RORγt antagonist suppresses M3 muscarinic acetylcholine receptor-induced Sjögren's syndrome-like sialadenitis

We showed recently that M3 muscarinic acetylcholine receptor (M3R)-reactive CD3⁺ T cells play a pathogenic role in the development of murine autoimmune sialadenitis (MIS), which mimics Sjögren's syndrome (SS). The aim of this study was to determine the effectiveness and mechanism of action of retinoic acid-related orphan receptor-gamma t (RORγt) antagonist (A213) in MIS. Splenocytes from M3R knockout (M3R^-/- ) mice immunized with murine M3R peptide mixture were inoculated into recombination-activating gene 1 knockout (Rag-1^-/- ) mice (M3R^-/- →Rag-1^-/- ) with MIS. Immunized M3R^-/- mice (pretransfer treatment) and M3R^-/- →Rag-1^-/- mice (post-transfer treatment) were treated with A213 every 3 days. Salivary volume, severity of sialadenitis and cytokine production from M3R peptide-stimulated splenocytes and lymph node cells were examined. Effects of A213 on cytokine production were analysed by enzyme-linked immunosorbent assay (ELISA) and on T helper type 1 (Th1), Th17 and Th2 differentiation from CD4⁺ T cells by flow cytometry. Pretransfer A213 treatment maintained salivary volume, improved MIS and reduced interferon (IFN)-γ and interleukin (IL)-17 production significantly compared with phosphate-buffered saline (PBS) (P < 0·05). These suppressive effects involved CD4⁺ T cells rather than CD11c⁺ cells. Post-transfer treatment with A213 increased salivary volume (P < 0·05), suppressed MIS (P < 0·005) and reduced IFN-γ and IL-17 production (P < 0·05). In vitro, A213 suppressed IFN-γ and IL-17 production from M3R-stimulated splenocytes and CD4⁺ T cells of immunized M3R^-/- mice (P < 0·05).

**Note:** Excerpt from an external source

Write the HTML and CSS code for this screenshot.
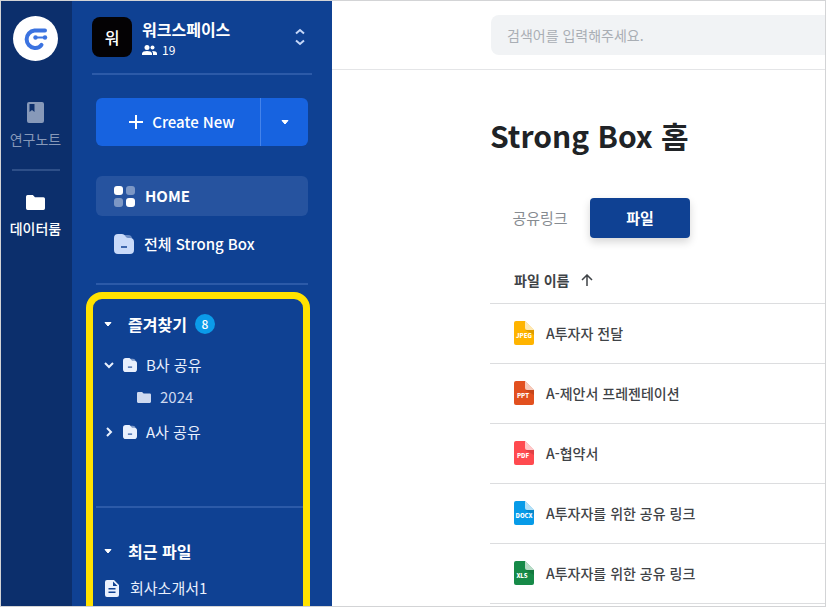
FILE: index.html
```html
<!DOCTYPE html>
<html lang="ko">
<head>
<meta charset="utf-8">
<meta name="viewport" content="width=device-width, initial-scale=1">
<title>Strong Box</title>
<link rel="stylesheet" href="styles.css">
</head>
<body>
<svg class="defs" aria-hidden="true">
  <symbol id="box" viewBox="0 0 20 20">
    <path d="M9 1h5a4 4 0 0 1 4 4v1H9z" fill="currentColor" opacity=".5"/>
    <path d="M4 0h4c1.500 0 2.200.8 3 1.800S12.500 4 14 4h2a4 4 0 0 1 4 4v8a4 4 0 0 1-4 4H4a4 4 0 0 1-4-4V4a4 4 0 0 1 4-4z" fill="currentColor"/>
    <path d="M7 13h6" stroke="#0f4193" stroke-width="1.500"/>
  </symbol>
  <symbol id="folder" viewBox="0 0 18 14">
    <path d="M1.500 0h5l2 2h8A1.500 1.500 0 0 1 18 3.500v9a1.500 1.500 0 0 1-1.500 1.500h-15A1.500 1.500 0 0 1 0 12.500v-11A1.500 1.500 0 0 1 1.500 0z" fill="currentColor"/>
  </symbol>
  <symbol id="caret" viewBox="0 0 8 5">
    <path d="M1 .5h6L4 4z" fill="currentColor" stroke="currentColor" stroke-linejoin="round"/>
  </symbol>
  <symbol id="file" viewBox="0 0 20 24">
    <path d="M2 0h9l9 9v13a2 2 0 0 1-2 2H2a2 2 0 0 1-2-2V2a2 2 0 0 1 2-2z" fill="currentColor"/>
    <path d="M11 9h9v5z" fill="#000" opacity=".12"/>
    <path d="M11 0l9 9h-7a2 2 0 0 1-2-2z" fill="#fff" opacity=".7"/>
  </symbol>
</svg>
<div class="app">
  <nav class="rail" aria-label="서비스">
    <a class="logo" href="#" aria-label="홈">
      <svg width="45" height="45" viewBox="0 0 45 45">
        <circle cx="22.500" cy="22.500" r="22.500" fill="#fff"/>
        <path d="M32 14.500H21.500a8.800 8.800 0 0 0 0 17.500h1c2.800 0 4.500-1 6-3.200" fill="none" stroke="#3b73e0" stroke-width="4" stroke-linecap="round"/>
        <path d="M23 21.500h9" stroke="#3b73e0" stroke-width="2"/>
        <circle cx="22.500" cy="21.500" r="2.200" fill="#3b73e0"/>
        <circle cx="32" cy="21.500" r="2.200" fill="#3b73e0"/>
      </svg>
    </a>
    <a class="rail-item muted" href="#">
      <svg width="17" height="21" viewBox="0 0 17 21"><path fill-rule="evenodd" fill="currentColor" d="M2 0h13a2 2 0 0 1 2 2v17a2 2 0 0 1-2 2H2a2 2 0 0 1-2-2V2a2 2 0 0 1 2-2zM2.500 2v8l2.500-2 2.500 2V2z"/></svg>
      연구노트
    </a>
    <hr class="rail-line">
    <a class="rail-item" href="#">
      <svg width="19" height="15"><use href="#folder"/></svg>
      데이터룸
    </a>
  </nav>

  <aside class="side">
    <header class="workspace">
      <span class="avatar">워</span>
      <div class="workspace-info">
        <strong>워크스페이스</strong>
        <span class="members">
          <svg width="15" height="10" viewBox="0 0 15 10" fill="currentColor"><circle cx="5" cy="2.500" r="2.500"/><circle cx="10.500" cy="2.500" r="2"/><path d="M0 10V8.500C0 6.800 2.500 6 5 6s5 .8 5 2.500V10zM11 10V8.500c0-1-.4-1.800-1-2.400 2.500-.1 5 .7 5 2.400V10z"/></svg>
          19
        </span>
      </div>
      <button class="switch" aria-label="워크스페이스 변경">
        <svg width="10" height="18" viewBox="0 0 10 18" fill="none" stroke="currentColor" stroke-width="2"><path d="M1 5.500l4-3.500 4 3.500M1 12.500l4 3.500 4-3.500"/></svg>
      </button>
    </header>

    <div class="create">
      <button class="create-main">
        <svg width="14" height="14" viewBox="0 0 14 14" stroke="currentColor" stroke-width="2"><path d="M7 0v14M0 7h14"/></svg>
        Create New
      </button>
      <button class="create-more" aria-label="더 보기"><svg width="8" height="5"><use href="#caret"/></svg></button>
    </div>

    <nav class="menu">
      <a class="menu-item active" href="#">
        <svg width="21" height="21" viewBox="0 0 21 21" fill="currentColor"><rect width="9" height="9" rx="3"/><rect x="12" width="9" height="9" rx="3" opacity=".4"/><rect y="12" width="9" height="9" rx="3" opacity=".4"/><rect x="12" y="12" width="9" height="9" rx="3"/></svg>
        HOME
      </a>
      <a class="menu-item" href="#">
        <svg class="pale" width="20" height="20"><use href="#box"/></svg>
        전체 Strong Box
      </a>
    </nav>

    <section class="shortcuts">
      <h2 class="group"><svg width="8" height="5"><use href="#caret"/></svg>즐겨찾기 <span class="count">8</span></h2>
      <ul class="tree">
        <li class="node">
          <svg width="10" height="10" viewBox="0 0 10 10" fill="none" stroke="currentColor" stroke-width="2"><path d="M1 3l4 4 4-4"/></svg>
          <svg width="14" height="14"><use href="#box"/></svg>
          <a href="#">B사 공유</a>
        </li>
        <li class="node child">
          <svg width="14" height="11"><use href="#folder"/></svg>
          <a href="#">2024</a>
        </li>
        <li class="node">
          <svg width="10" height="10" viewBox="0 0 10 10" fill="none" stroke="currentColor" stroke-width="2"><path d="M3 1l4 4-4 4"/></svg>
          <svg width="14" height="14"><use href="#box"/></svg>
          <a href="#">A사 공유</a>
        </li>
      </ul>
      <hr class="group-line">
      <h2 class="group"><svg width="8" height="5"><use href="#caret"/></svg>최근 파일</h2>
      <ul class="recent">
        <li class="node recent-file">
          <svg width="14" height="17" viewBox="0 0 14 17"><path fill="currentColor" fill-rule="evenodd" d="M2 0h7l5 5v10a2 2 0 0 1-2 2H2a2 2 0 0 1-2-2V2a2 2 0 0 1 2-2zM8 1.500V6h4.500zM3.500 8v1.500h7V8zM3.500 11.500V13h7v-1.500z"/></svg>
          <a href="#">회사소개서1</a>
        </li>
      </ul>
    </section>
  </aside>

  <main class="main">
    <header class="topbar">
      <input class="search" type="search" aria-label="검색" placeholder="검색어를 입력해주세요.">
    </header>
    <div class="content">
      <h1>Strong Box 홈</h1>
      <div class="tabs" role="tablist">
        <button class="tab" role="tab" aria-selected="false">공유링크</button>
        <button class="tab selected" role="tab" aria-selected="true">파일</button>
      </div>
      <table class="files">
        <thead>
          <tr><th scope="col">파일 이름 <svg class="sort" width="12" height="12" viewBox="0 0 12 12" fill="none" stroke="currentColor" stroke-width="1.500"><path d="M6 12V1M1 6l5-5 5 5"/></svg></th></tr>
        </thead>
        <tbody>
          <tr><td><div class="file"><svg class="jpeg" width="20" height="24"><use href="#file"/><text x="10" y="17">JPEG</text></svg>A투자자 전달</div></td></tr>
          <tr><td><div class="file"><svg class="ppt" width="20" height="24"><use href="#file"/><text x="9" y="17">PPT</text></svg>A-제안서 프레젠테이션</div></td></tr>
          <tr><td><div class="file"><svg class="pdf" width="20" height="24"><use href="#file"/><text x="9" y="17">PDF</text></svg>A-협약서</div></td></tr>
          <tr><td><div class="file"><svg class="docx" width="20" height="24"><use href="#file"/><text x="10" y="17">DOCX</text></svg>A투자자를 위한 공유 링크</div></td></tr>
          <tr><td><div class="file"><svg class="xls" width="20" height="24"><use href="#file"/><text x="8" y="17">XLS</text></svg>A투자자를 위한 공유 링크</div></td></tr>
        </tbody>
      </table>
    </div>
  </main>
</div>
</body>
</html>
```
FILE: styles.css
```css
* { box-sizing: border-box; }

body {
  margin: 0;
  font-family: "Noto Sans CJK KR", "Noto Sans", sans-serif;
  font-size: 14px;
  line-height: 20px;
  color: #3f4347;
  background: #fff;
}

button, input { font: inherit; color: inherit; border: 0; padding: 0; background: none; }
a { color: inherit; text-decoration: none; }
h1, h2, ul, hr { margin: 0; padding: 0; border: 0; }
ul { list-style: none; }
svg { display: block; flex: none; }
.defs { position: absolute; width: 0; height: 0; }

.app {
  display: flex;
  height: 100vh;
  overflow: hidden;
  border: 1px solid #d3d4d6;
}

/* Service rail */
.rail {
  flex: none;
  width: 71px;
  padding: 15px 2px 0 0;
  display: flex;
  flex-direction: column;
  align-items: center;
  color: #fff;
  background: #0c2f6c;
}
.logo { margin-bottom: 41px; }
.rail-item {
  display: flex;
  flex-direction: column;
  align-items: center;
  gap: 8px;
  font-weight: 500;
}
.rail-item.muted { gap: 6px; color: #8799b9; font-weight: 400; }
.rail-line { width: 48px; height: 2px; margin: 20px 0 24px; background: #2e4f88; }

/* Sidebar */
.side {
  flex: none;
  width: 260px;
  padding: 16px 20px 0;
  color: #fff;
  background: #0f4193;
}
.workspace {
  display: flex;
  gap: 10px;
  height: 58px;
  border-bottom: 2px solid #2c5aa8;
}
.avatar {
  width: 40px;
  height: 40px;
  border-radius: 8px;
  background: #040204;
  font-size: 16px;
  font-weight: 500;
  line-height: 40px;
  text-align: center;
}
.workspace-info { flex: 1; padding-top: 1px; }
.workspace-info strong { display: block; font-size: 16px; font-weight: 700; line-height: 22px; }
.members { display: flex; align-items: center; gap: 5px; font-size: 12px; }
.switch { height: 40px; padding-right: 7px; color: #c4d6f8; }

.create {
  display: flex;
  height: 48px;
  margin: 23px 4px 30px;
  border-radius: 6px;
  background: #1763e0;
  font-size: 15px;
  font-weight: 500;
}
.create-main { flex: 1; display: flex; align-items: center; justify-content: center; gap: 9px; padding-left: 8px; }
.create-more { width: 48px; border-left: 1px solid #4583ea; display: flex; align-items: center; justify-content: center; }

.menu { margin: 0 4px; padding-bottom: 19px; border-bottom: 2px solid #2c5aa8; font-size: 15px; font-weight: 500; }
.menu-item { display: flex; align-items: center; gap: 10px; height: 40px; padding-left: 18px; border-radius: 6px; }
.menu-item + .menu-item { margin-top: 8px; }
.active { background: #26539f; font-weight: 700; }
.pale { color: #c9daf9; }

/* Highlighted shortcuts, running past the bottom of the window */
.shortcuts {
  margin: 7px 2px 0 -6px;
  height: 400px;
  padding: 13px 0 0 3px;
  border: 7px solid #ffe200;
  border-radius: 16px;
}
.group { display: flex; align-items: center; gap: 16px; height: 24px; padding-left: 8px; font-size: 16px; font-weight: 700; }
.count {
  width: 20px;
  height: 20px;
  margin-left: -8px;
  border-radius: 50%;
  background: #0b9be9;
  font-size: 12px;
  font-weight: 500;
  text-align: center;
}
.tree { padding: 13px 0 58px 8px; }
.node { display: flex; align-items: center; gap: 9px; height: 32px; font-size: 15px; color: #e9f0fd; }
.child { padding-left: 33px; color: #ced9ef; }
.child + .node { margin-top: 3px; }
.group-line { height: 2px; margin-bottom: 31px; background: #2c5aa8; }
.recent { padding: 9px 0 0 9px; }
.recent-file { gap: 11px; }

/* Main area */
.main { flex: 1; min-width: 0; }
.topbar { padding: 14px 0 14px 159px; border-bottom: 1px solid #e4e5e7; }
.search { display: block; width: 100%; height: 40px; padding-left: 16px; border-radius: 8px 0 0 8px; background: #f1f3f5; }
.search::placeholder { color: #a9aeb4; font-weight: 400; opacity: 1; }
.content { padding: 41px 0 0 158px; }
h1 { font-size: 30px; font-weight: 700; line-height: 48px; color: #202326; }
.tabs { display: flex; margin-top: 39px; }
.tab { width: 100px; height: 40px; border-radius: 4px; font-size: 15px; color: #868b91; font-weight: 400; }
.selected { background: #0f4193; color: #fff; font-weight: 700; box-shadow: 0 4px 8px rgba(0, 0, 0, .16); }
.files { width: 100%; margin-top: 20px; border-collapse: collapse; }
th { height: 45px; padding: 0 24px; text-align: left; font-weight: 700; border-bottom: 1px solid #dcdddf; }
.sort { display: inline-block; margin-left: 8px; }
td { height: 60px; padding: 0 24px; font-weight: 500; border-bottom: 1px solid #dcdddf; }
.file { display: flex; align-items: center; gap: 12px; }
.file text { font-size: 6px; font-weight: 900; fill: #fff; text-anchor: middle; }
.jpeg { color: #ffb400; }
.ppt { color: #e2501f; }
.pdf { color: #ff4a4f; }
.docx { color: #079be8; }
.xls { color: #168a48; }
```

In contrast with M3R specific responses, A213 suppressed only IL-17 production from Th17 differentiated CD4⁺ T cells without any effect on Th1 and Th2 differentiation in vitro. Our findings suggested that RORγt antagonism is potentially suitable treatment strategy for SS-like sialadenitis through suppression of IL-17 and IFN-γ production by M3R-specific T cells.